First question is about the glue. The existing pieces feature glued end grain; would using epoxy provide more hold than wood glue?
No.
BTW do realise this is not merely two end-grain surfaces glued together (the weakest glue joint). It's an end grain | long grain joint which is not as weak as often supposed..... assuming it is done well.
Just to mention, many such brackets are actually so lightly glued in the factory that the adhesive might as well not be there ^_^ While there's no reason not to glue, the screws/bolts could be considered to be doing the bulk of the heavy lifting here as they do when there's very little, or no, glue used.
For the screws, are those indentations pocket holes?
Those are counterbores.
Is there any benefit to having them instead of drilling a pilot hole and putting a few screws at a similar angle?
Probably not, although screwing in at an angle generally allows one to install longer screws than otherwise here they can't be that much longer because otherwise the screw will end up poking out of the end of the frame pieces.

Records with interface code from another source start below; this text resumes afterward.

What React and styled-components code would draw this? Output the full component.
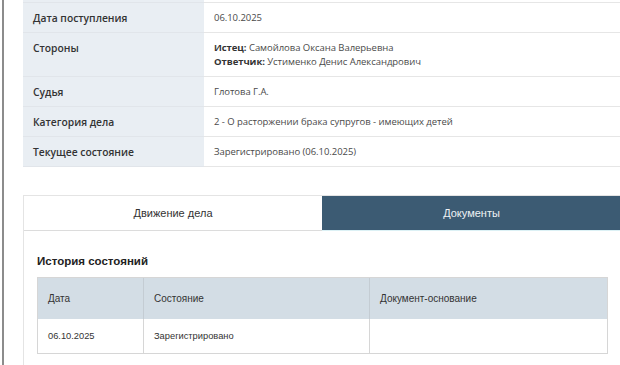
import React from "react";
import styled, { createGlobalStyle } from "styled-components";

const Global = createGlobalStyle`
  html, body { margin: 0; padding: 0; background: #fff; }
  body { font-family: "Open Sans", "Liberation Sans", Arial, sans-serif; overflow: hidden; }
  * { box-sizing: border-box; }
`;

const Page = styled.div`
  margin-left: 2px;
  border-left: 2px solid #8c8c8c;
  padding-left: 19px;
  min-height: 365px;
  width: 620px;
  overflow: hidden;
`;

const InfoTable = styled.div`
  display: grid;
  grid-template-columns: 181px 1fr;
  width: 600px;
`;

const Label = styled.div`
  background: #e9eef3;
  color: #333;
  font-weight: 600;
  font-size: 10.3px;
  line-height: 14px;
  padding: ${(p) => (p.$cut ? "0" : "8px 10px 7px")};
  height: ${(p) => (p.$cut ? "3px" : "auto")};
  border-bottom: 1px solid #e1e5ea;
`;

const Value = styled.div`
  background: #fff;
  color: #4a4a4a;
  font-size: 9.5px;
  letter-spacing: -0.05px;
  line-height: 14px;
  padding: ${(p) => (p.$cut ? "0" : "8px 10px 7px")};
  height: ${(p) => (p.$cut ? "3px" : "auto")};
  border-bottom: 1px solid #e6e6e6;
  b { font-weight: 700; color: #333; }
`;

const Panel = styled.div`
  margin-top: 28px;
  width: 599px;
  border: 1px solid #e4e4e4;
  border-bottom: none;
  min-height: 180px;
  font-family: "Liberation Sans", Arial, sans-serif;
`;

const Tabs = styled.div`
  display: grid;
  grid-template-columns: 298px 1fr;
`;

const Tab = styled.div`
  height: 35px;
  display: flex;
  align-items: center;
  justify-content: center;
  font-size: 11px;
  color: ${(p) => (p.$active ? "#eef2f5" : "#333")};
  background: ${(p) => (p.$active ? "#3c5b73" : "#fff")};
  border-bottom: 1px solid ${(p) => (p.$active ? "#dcf1f5" : "#dcdcdc")};
`;

const Content = styled.div`
  padding: 22px 13px 0 13px;
`;

const Heading = styled.h3`
  margin: 0 0 8px 0;
  font-size: 11.5px;
  font-weight: 700;
  color: #222;
  line-height: 16px;
`;

const Table = styled.div`
  display: grid;
  grid-template-columns: 105px 226px 1fr;
  border: 1px solid #d6d6d6;
`;

const Th = styled.div`
  background: #d3dde5;
  height: 41px;
  display: flex;
  align-items: center;
  padding-left: 10px;
  font-size: 10px;
  color: #333;
  border-left: ${(p) => (p.$first ? "none" : "1px solid #c4ccd3")};
`;

const Td = styled.div`
  height: 34px;
  display: flex;
  align-items: center;
  padding-left: 10px;
  font-size: 9.3px;
  color: #333;
  background: #fff;
  border-left: ${(p) => (p.$first ? "none" : "1px solid #d6d6d6")};
`;

const rows = [
  ["Дата поступления", "06.10.2025"],
  [
    "Стороны",
    <>
      <b>Истец:</b> Самойлова Оксана Валерьевна
      <br />
      <b>Ответчик:</b> Устименко Денис Александрович
    </>,
  ],
  ["Судья", "Глотова Г.А."],
  ["Категория дела", "2 - О расторжении брака супругов - имеющих детей"],
  ["Текущее состояние", "Зарегистрировано (06.10.2025)"],
];

export default function App() {
  return (
    <>
      <Global />
      <Page>
        <InfoTable>
          <Label $cut />
          <Value $cut />
          {rows.map(([l, v], i) => (
            <React.Fragment key={i}>
              <Label>{l}</Label>
              <Value>{v}</Value>
            </React.Fragment>
          ))}
        </InfoTable>
        <Panel>
          <Tabs>
            <Tab>Движение дела</Tab>
            <Tab $active>Документы</Tab>
          </Tabs>
          <Content>
            <Heading>История состояний</Heading>
            <Table>
              <Th $first>Дата</Th>
              <Th>Состояние</Th>
              <Th>Документ-основание</Th>
              <Td $first>06.10.2025</Td>
              <Td>Зарегистрировано</Td>
              <Td></Td>
            </Table>
          </Content>
        </Panel>
      </Page>
    </>
  );
}
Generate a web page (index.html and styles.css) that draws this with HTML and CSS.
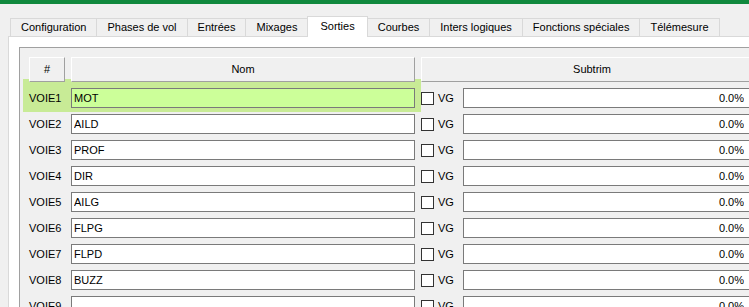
FILE: index.html
```html
<!DOCTYPE html>
<html lang="fr">
<head>
    <meta charset="UTF-8">
    <title>Sorties</title>
    <link rel="stylesheet" href="styles.css">
</head>
<body>
    <div class="topbar"></div>

    <div class="tabs">
        <div class="tab">Configuration</div>
        <div class="tab">Phases de vol</div>
        <div class="tab">Entrées</div>
        <div class="tab">Mixages</div>
        <div class="tab active">Sorties</div>
        <div class="tab">Courbes</div>
        <div class="tab">Inters logiques</div>
        <div class="tab">Fonctions spéciales</div>
        <div class="tab">Télémesure</div>
    </div>

    <div class="pane">
        <div class="frame">
            <div class="head">
                <div class="hcell hnum">#</div>
                <div class="hcell hname">Nom</div>
                <div class="hcell hsub">Subtrim</div>
            </div>

            <div class="row current">
                <span class="lbl">VOIE1</span>
                <input class="name" type="text" value="MOT">
                <label class="vg"><span class="box"></span>VG</label>
                <input class="sub" type="text" value="0.0%">
            </div>
            <div class="row">
                <span class="lbl">VOIE2</span>
                <input class="name" type="text" value="AILD">
                <label class="vg"><span class="box"></span>VG</label>
                <input class="sub" type="text" value="0.0%">
            </div>
            <div class="row">
                <span class="lbl">VOIE3</span>
                <input class="name" type="text" value="PROF">
                <label class="vg"><span class="box"></span>VG</label>
                <input class="sub" type="text" value="0.0%">
            </div>
            <div class="row">
                <span class="lbl">VOIE4</span>
                <input class="name" type="text" value="DIR">
                <label class="vg"><span class="box"></span>VG</label>
                <input class="sub" type="text" value="0.0%">
            </div>
            <div class="row">
                <span class="lbl">VOIE5</span>
                <input class="name" type="text" value="AILG">
                <label class="vg"><span class="box"></span>VG</label>
                <input class="sub" type="text" value="0.0%">
            </div>
            <div class="row">
                <span class="lbl">VOIE6</span>
                <input class="name" type="text" value="FLPG">
                <label class="vg"><span class="box"></span>VG</label>
                <input class="sub" type="text" value="0.0%">
            </div>
            <div class="row">
                <span class="lbl">VOIE7</span>
                <input class="name" type="text" value="FLPD">
                <label class="vg"><span class="box"></span>VG</label>
                <input class="sub" type="text" value="0.0%">
            </div>
            <div class="row">
                <span class="lbl">VOIE8</span>
                <input class="name" type="text" value="BUZZ">
                <label class="vg"><span class="box"></span>VG</label>
                <input class="sub" type="text" value="0.0%">
            </div>
            <div class="row">
                <span class="lbl">VOIE9</span>
                <input class="name" type="text" value="">
                <label class="vg"><span class="box"></span>VG</label>
                <input class="sub" type="text" value="0.0%">
            </div>
            <div class="row">
                <span class="lbl">VOIE10</span>
                <input class="name" type="text" value="">
                <label class="vg"><span class="box"></span>VG</label>
                <input class="sub" type="text" value="0.0%">
            </div>
        </div>
    </div>
</body>
</html>
```

FILE: styles.css
```css
html, body {
    margin: 0;
    height: 100%;
    overflow: hidden;
}
body {
    font-family: "Liberation Sans", Arial, sans-serif;
    font-size: 11px;
    color: #000;
    background-color: #f0f0f0;
}
.topbar {
    height: 4px;
    background-color: #10893e;
}
.tabs {
    display: flex;
    align-items: flex-end;
    height: 32px;
    padding-left: 10px;
}
.tab {
    box-sizing: border-box;
    height: 18px;
    line-height: 17px;
    padding: 0 10px;
    border: 1px solid #d9d9d9;
    border-right: none;
    border-bottom: none;
    background-color: #f0f0f0;
    white-space: nowrap;
}
.tab:last-child {
    border-right: 1px solid #d9d9d9;
}
.tab.active {
    position: relative;
    z-index: 2;
    height: 21px;
    line-height: 18px;
    padding: 0 12px;
    margin-bottom: -1px;
    border-right: 1px solid #d9d9d9;
    background-color: #fff;
}
.tab.active + .tab {
    border-left: none;
}
.pane {
    margin-left: 8px;
    width: 900px;
    height: 400px;
    padding: 10px 0 0 10px;
    border: 1px solid #d9d9d9;
    background-color: #fff;
}
.frame {
    height: 100%;
    padding: 9px 0 0 3px;
    border-top: 1px solid #a0a0a0;
    border-left: 1px solid #a0a0a0;
    background-color: #f0f0f0;
}
.head {
    display: flex;
    gap: 6px;
    padding-left: 6px;
    margin-bottom: 3px;
}
.hcell {
    position: relative;
    z-index: 1;
    box-sizing: border-box;
    height: 25px;
    line-height: 23px;
    text-align: center;
    background-color: #f0f0f0;
    border-top: 1px solid #fff;
    border-left: 1px solid #fff;
    border-right: 1px solid #a0a0a0;
    border-bottom: 1px solid #a0a0a0;
}
.hnum {
    width: 36px;
}
.hname {
    width: 344px;
}
.hsub {
    width: 342px;
}
.row {
    position: relative;
    display: flex;
    align-items: center;
    height: 26px;
}
.row > * {
    position: relative;
    z-index: 1;
}
.row.current::before {
    content: "";
    position: absolute;
    left: 0;
    top: -6px;
    width: 398px;
    height: 33px;
    background-color: #c8eb96;
}
.lbl {
    box-sizing: border-box;
    width: 48px;
    padding-left: 6px;
}
.row input {
    box-sizing: border-box;
    height: 20px;
    margin: 0;
    border: 1px solid #7a7a7a;
    border-radius: 0;
    background-color: #fff;
    font: inherit;
    color: #000;
    outline: none;
}
.name {
    width: 344px;
    padding: 0 2px;
}
.row.current .name {
    background-color: #ccff99;
}
.vg {
    display: flex;
    align-items: center;
    gap: 4px;
    width: 42px;
    margin-left: 6px;
}
.box {
    box-sizing: border-box;
    width: 13px;
    height: 13px;
    border: 1px solid #333;
    background-color: #fff;
}
.sub {
    width: 289px;
    padding: 0 7px 0 2px;
    text-align: right;
}
```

BTW important distinction to make here: if you go with the original screw installation you'll be drilling clearance holes in the bracket pieces at the bottom of the counterbores, not pilot holes. The pilot holes go into the second piece of wood, the one that the screw actually bites into. See Are there specific types of screws I should use for woodworking? for more detail.
Anything else worth doing to reinforce?
It's not pictured but I presume the fourth frame piece that the bracket tore loose from (the one with the pilot holes) needs to be recut or repaired. If you are repairing it's stronger to use long-grain plugs instead of the usual fix, a short piece of dowel.
Other than that it's up to you really. A lot of things in furniture construction are a case of over-engineering for strength, which is sometimes important but other times not, so is done more for peace of mind than actual real-world benefit. Now chairs are a case where it is important to make the thing as strong as you can, within reason, but the existing bracket installation is already an example of belt-and-braces (glue and screws) so I think you're safe assuming it's strong enough for the application.